> **Do this**
Work out how many lines hold the string "index". The answer is a single number, nothing more.

> **Provided data**

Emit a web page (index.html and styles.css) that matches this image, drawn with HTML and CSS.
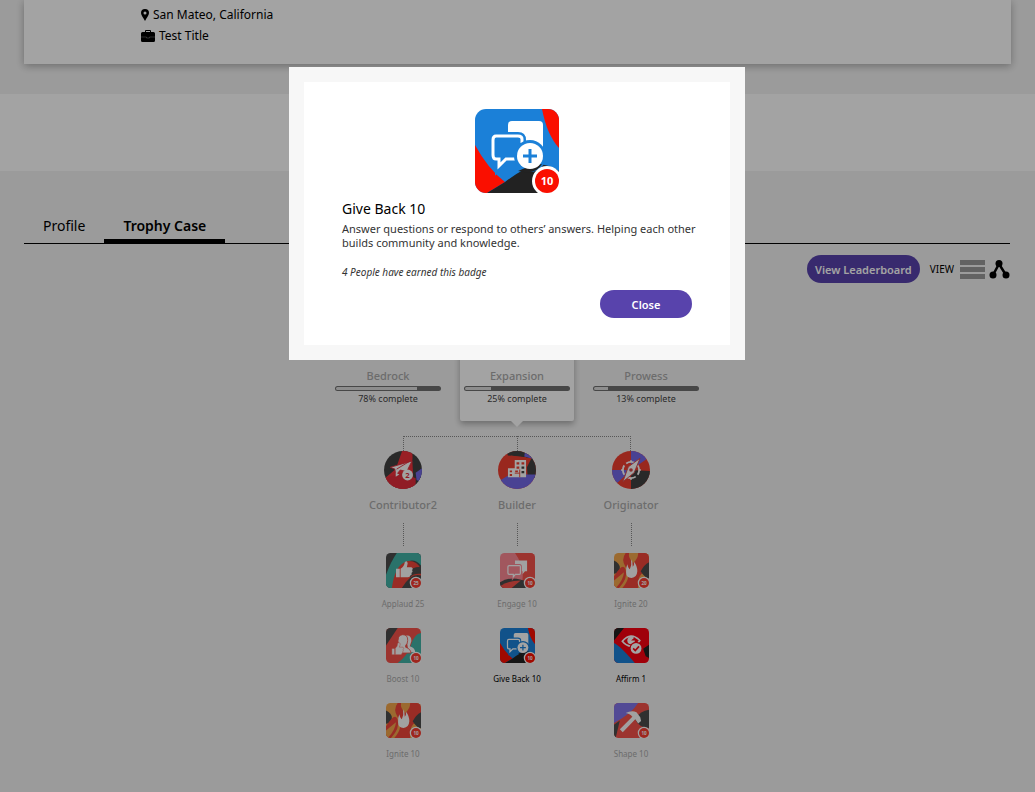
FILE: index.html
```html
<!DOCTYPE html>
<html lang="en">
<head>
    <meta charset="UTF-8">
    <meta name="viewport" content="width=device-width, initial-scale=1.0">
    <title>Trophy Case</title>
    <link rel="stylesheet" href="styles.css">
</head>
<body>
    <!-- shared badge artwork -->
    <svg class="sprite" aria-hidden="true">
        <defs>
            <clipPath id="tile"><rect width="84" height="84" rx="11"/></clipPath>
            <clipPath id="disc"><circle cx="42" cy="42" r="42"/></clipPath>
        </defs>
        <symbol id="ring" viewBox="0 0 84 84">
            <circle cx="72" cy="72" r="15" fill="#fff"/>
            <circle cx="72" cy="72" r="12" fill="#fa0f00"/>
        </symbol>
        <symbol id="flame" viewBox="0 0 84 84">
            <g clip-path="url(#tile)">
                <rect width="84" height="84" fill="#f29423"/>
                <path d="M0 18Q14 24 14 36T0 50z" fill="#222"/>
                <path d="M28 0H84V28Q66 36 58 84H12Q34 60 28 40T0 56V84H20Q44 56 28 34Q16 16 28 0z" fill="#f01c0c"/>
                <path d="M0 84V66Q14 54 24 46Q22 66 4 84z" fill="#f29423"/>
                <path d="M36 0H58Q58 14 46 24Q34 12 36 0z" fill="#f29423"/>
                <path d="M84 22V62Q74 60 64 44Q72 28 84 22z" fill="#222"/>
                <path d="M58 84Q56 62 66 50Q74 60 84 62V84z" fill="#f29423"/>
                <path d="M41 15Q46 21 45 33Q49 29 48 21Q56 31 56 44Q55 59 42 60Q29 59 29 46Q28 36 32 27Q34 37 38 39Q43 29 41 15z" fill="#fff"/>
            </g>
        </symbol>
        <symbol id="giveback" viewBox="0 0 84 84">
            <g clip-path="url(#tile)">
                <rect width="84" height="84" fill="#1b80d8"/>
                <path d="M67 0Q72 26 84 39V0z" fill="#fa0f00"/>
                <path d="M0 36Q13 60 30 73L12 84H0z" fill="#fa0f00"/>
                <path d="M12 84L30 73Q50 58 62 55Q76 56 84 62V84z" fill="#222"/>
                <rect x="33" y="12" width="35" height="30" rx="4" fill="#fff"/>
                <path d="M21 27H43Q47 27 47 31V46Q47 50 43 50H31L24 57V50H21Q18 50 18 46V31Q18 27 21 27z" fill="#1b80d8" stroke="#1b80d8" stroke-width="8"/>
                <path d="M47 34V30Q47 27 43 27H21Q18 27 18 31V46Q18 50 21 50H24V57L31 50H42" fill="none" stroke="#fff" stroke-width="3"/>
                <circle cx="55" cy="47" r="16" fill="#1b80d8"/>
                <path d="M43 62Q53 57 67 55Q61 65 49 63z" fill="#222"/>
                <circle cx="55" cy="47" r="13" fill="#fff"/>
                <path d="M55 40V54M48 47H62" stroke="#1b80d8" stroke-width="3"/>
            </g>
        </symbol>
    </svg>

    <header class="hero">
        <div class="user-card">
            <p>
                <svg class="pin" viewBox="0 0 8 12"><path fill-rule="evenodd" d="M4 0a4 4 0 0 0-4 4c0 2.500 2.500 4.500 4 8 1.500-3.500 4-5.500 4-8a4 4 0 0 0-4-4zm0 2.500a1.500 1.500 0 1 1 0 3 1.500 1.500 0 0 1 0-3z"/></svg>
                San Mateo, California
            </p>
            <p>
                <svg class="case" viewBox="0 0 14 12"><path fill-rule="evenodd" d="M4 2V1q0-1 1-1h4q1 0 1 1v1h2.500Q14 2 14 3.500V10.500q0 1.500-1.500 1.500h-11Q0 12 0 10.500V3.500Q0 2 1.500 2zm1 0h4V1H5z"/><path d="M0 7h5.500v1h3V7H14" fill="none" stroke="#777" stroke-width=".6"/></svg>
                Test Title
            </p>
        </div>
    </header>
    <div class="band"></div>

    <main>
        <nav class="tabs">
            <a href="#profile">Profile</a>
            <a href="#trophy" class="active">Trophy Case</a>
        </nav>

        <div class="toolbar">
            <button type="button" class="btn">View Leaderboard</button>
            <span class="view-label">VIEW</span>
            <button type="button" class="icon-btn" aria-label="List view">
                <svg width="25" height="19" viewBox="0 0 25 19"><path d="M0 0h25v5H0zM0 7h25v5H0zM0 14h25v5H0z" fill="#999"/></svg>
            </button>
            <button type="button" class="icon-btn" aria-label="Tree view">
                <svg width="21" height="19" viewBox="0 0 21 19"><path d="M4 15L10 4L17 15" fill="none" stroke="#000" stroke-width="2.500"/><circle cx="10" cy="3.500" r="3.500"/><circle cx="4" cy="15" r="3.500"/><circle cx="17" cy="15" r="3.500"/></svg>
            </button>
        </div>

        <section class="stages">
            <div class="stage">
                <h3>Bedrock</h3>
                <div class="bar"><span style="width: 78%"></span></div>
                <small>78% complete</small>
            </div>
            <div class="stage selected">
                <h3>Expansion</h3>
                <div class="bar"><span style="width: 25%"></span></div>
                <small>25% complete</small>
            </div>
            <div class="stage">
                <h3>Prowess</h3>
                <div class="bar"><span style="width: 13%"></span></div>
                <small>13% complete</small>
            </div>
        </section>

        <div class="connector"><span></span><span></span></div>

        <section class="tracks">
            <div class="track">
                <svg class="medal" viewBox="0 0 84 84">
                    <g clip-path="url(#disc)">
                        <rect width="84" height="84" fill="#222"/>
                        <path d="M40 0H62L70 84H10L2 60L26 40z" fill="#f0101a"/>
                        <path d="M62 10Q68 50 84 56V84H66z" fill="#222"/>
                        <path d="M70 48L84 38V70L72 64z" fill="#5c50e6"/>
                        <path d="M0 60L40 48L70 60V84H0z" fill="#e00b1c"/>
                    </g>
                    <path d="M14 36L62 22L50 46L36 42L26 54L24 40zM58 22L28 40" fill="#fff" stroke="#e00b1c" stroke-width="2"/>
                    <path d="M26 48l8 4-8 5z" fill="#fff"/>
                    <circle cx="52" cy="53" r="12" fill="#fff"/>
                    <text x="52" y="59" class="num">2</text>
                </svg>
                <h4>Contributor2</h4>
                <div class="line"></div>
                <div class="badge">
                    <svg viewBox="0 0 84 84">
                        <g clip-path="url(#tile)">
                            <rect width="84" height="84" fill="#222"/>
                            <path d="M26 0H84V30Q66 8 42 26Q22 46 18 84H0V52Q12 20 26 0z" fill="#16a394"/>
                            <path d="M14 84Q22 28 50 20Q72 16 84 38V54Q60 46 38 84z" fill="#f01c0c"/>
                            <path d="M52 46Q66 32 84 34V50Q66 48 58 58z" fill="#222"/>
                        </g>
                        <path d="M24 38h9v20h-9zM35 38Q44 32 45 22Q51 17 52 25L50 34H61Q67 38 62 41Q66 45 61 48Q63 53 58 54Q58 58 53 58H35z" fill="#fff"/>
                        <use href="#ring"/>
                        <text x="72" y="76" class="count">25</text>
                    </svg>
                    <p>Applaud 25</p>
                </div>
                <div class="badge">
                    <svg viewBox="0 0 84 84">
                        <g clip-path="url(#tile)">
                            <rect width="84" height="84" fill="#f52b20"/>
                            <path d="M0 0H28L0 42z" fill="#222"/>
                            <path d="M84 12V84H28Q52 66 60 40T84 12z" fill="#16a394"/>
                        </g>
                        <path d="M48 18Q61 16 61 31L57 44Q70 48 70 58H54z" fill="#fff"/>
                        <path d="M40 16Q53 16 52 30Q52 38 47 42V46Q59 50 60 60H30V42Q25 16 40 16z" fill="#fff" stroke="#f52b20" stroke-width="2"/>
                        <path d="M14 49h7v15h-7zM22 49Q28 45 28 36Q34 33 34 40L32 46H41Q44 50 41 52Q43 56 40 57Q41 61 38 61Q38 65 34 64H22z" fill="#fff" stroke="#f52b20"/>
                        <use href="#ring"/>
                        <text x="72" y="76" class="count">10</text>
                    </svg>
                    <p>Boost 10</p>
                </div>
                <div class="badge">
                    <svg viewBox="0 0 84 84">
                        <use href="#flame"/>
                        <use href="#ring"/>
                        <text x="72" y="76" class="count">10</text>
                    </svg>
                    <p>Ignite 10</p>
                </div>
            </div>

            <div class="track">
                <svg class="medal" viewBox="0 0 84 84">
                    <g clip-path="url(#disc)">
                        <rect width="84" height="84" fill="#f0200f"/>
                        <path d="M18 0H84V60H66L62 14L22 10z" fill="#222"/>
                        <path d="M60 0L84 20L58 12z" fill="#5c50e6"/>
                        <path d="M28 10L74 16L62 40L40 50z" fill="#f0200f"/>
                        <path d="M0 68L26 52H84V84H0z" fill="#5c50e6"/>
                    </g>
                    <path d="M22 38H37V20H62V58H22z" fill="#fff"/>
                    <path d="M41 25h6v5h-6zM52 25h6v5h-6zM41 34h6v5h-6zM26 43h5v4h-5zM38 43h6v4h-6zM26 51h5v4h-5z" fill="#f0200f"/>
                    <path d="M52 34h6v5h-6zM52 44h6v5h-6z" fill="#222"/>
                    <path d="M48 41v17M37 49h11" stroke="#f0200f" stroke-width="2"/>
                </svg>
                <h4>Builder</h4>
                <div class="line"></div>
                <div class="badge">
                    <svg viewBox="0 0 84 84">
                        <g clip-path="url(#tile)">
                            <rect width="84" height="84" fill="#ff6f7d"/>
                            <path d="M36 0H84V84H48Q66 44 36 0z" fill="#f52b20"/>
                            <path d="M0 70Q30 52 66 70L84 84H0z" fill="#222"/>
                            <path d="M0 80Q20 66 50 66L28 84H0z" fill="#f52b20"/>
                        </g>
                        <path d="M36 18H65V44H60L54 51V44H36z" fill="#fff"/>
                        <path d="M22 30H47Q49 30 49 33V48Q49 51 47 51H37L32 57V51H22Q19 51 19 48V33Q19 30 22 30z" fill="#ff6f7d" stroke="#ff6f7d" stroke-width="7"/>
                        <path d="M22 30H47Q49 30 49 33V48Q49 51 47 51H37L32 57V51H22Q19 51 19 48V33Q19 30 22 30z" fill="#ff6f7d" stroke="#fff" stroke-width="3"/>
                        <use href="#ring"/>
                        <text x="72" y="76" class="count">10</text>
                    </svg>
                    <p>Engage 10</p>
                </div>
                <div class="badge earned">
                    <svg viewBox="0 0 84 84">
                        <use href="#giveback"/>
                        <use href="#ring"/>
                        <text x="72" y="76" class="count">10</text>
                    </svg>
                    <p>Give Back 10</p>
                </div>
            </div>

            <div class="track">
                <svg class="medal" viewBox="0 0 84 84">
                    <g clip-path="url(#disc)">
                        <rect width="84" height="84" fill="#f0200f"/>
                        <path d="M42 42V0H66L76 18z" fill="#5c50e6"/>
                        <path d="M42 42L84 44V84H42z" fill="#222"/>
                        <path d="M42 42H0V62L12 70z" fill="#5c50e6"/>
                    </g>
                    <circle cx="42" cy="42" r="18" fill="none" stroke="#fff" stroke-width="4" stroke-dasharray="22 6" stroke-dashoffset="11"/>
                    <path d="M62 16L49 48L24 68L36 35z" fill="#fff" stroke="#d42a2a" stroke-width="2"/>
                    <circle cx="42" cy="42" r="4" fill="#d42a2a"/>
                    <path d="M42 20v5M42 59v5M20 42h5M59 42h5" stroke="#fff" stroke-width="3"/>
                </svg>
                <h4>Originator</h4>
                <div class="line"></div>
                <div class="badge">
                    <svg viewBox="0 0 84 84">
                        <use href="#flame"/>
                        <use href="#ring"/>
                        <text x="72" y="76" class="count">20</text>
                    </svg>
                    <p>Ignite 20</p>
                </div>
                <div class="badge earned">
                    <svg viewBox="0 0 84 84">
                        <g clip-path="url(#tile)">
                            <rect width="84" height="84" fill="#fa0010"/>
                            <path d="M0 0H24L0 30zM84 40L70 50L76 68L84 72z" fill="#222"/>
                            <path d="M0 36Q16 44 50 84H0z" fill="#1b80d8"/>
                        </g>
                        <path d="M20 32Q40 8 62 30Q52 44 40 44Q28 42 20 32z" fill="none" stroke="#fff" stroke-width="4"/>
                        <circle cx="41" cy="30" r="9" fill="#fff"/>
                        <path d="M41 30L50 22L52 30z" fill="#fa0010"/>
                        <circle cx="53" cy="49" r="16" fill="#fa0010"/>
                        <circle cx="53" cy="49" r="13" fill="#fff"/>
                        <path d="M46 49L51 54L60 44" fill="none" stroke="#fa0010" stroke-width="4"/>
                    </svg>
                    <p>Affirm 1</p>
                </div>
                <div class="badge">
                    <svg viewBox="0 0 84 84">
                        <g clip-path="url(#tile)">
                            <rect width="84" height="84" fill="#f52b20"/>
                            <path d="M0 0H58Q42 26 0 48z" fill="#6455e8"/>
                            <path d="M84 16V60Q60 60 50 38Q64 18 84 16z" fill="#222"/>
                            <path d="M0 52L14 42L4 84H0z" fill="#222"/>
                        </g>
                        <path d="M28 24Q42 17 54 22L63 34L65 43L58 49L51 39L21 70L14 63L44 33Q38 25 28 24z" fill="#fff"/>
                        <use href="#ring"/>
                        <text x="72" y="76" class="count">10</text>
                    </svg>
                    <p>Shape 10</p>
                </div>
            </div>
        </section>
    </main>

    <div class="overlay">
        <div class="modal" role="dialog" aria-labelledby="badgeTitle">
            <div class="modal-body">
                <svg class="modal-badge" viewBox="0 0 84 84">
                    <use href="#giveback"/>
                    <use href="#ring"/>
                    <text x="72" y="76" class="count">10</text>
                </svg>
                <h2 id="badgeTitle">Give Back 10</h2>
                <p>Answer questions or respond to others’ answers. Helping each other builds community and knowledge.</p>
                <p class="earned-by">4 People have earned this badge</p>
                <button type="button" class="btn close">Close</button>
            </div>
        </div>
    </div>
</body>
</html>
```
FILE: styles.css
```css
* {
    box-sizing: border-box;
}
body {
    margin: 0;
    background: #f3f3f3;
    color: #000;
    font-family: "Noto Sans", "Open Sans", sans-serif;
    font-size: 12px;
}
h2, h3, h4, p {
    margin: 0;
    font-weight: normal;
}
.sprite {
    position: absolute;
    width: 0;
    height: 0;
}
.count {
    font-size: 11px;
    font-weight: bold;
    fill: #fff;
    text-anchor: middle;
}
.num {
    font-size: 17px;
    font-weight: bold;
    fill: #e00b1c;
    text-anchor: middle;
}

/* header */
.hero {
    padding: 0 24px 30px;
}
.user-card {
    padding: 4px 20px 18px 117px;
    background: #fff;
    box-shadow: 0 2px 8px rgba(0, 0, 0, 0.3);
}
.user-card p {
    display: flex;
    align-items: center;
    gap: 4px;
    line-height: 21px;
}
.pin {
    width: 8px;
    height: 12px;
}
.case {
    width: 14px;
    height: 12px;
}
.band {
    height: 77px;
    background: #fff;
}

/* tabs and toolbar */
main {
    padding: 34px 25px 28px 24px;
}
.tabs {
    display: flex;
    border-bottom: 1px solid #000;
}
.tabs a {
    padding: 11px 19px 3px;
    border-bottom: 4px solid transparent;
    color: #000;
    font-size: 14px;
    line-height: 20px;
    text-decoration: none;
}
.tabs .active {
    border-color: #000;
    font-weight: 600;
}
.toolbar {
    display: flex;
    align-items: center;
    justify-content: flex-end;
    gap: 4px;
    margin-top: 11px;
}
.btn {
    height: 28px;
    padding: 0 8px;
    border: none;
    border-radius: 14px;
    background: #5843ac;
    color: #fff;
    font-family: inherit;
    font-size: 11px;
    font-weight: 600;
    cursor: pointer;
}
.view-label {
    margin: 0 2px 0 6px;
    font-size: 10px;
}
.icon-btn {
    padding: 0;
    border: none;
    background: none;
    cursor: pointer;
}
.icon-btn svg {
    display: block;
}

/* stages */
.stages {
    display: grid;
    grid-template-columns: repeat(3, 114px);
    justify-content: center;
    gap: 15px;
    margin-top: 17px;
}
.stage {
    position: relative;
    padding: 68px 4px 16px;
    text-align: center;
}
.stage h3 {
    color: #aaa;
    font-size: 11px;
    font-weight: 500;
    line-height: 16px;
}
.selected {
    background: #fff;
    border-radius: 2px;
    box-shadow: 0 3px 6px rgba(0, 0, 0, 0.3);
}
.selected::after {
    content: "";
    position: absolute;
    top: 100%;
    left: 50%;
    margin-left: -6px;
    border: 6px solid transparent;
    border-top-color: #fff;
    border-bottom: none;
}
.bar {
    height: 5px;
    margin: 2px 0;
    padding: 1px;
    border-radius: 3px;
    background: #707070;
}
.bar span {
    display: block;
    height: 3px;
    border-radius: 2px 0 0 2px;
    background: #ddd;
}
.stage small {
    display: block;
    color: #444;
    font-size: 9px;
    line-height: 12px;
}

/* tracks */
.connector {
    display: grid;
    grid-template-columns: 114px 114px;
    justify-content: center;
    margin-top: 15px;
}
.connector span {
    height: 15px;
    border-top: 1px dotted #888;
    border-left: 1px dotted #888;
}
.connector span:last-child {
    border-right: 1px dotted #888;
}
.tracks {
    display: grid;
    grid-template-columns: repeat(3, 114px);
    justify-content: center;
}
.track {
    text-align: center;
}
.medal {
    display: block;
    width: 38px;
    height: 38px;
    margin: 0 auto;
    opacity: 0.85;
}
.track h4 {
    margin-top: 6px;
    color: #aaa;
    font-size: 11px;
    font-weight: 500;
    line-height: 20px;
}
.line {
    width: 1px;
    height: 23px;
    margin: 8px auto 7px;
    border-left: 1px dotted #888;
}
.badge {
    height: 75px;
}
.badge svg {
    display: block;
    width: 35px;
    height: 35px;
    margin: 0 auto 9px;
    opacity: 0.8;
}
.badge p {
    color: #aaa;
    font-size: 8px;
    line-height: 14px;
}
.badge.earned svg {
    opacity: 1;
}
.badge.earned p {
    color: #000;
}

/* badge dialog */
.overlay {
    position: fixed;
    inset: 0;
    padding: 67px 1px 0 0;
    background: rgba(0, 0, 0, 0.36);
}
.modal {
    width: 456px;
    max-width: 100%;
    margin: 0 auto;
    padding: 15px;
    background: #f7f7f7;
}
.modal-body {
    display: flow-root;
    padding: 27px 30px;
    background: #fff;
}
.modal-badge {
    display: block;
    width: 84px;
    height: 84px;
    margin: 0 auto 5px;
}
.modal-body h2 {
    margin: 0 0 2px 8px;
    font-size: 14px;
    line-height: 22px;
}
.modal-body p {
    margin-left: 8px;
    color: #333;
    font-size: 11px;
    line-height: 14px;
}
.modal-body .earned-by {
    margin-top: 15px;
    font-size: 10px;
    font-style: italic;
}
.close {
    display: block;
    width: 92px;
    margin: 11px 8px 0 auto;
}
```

> **Response for this exercise**
2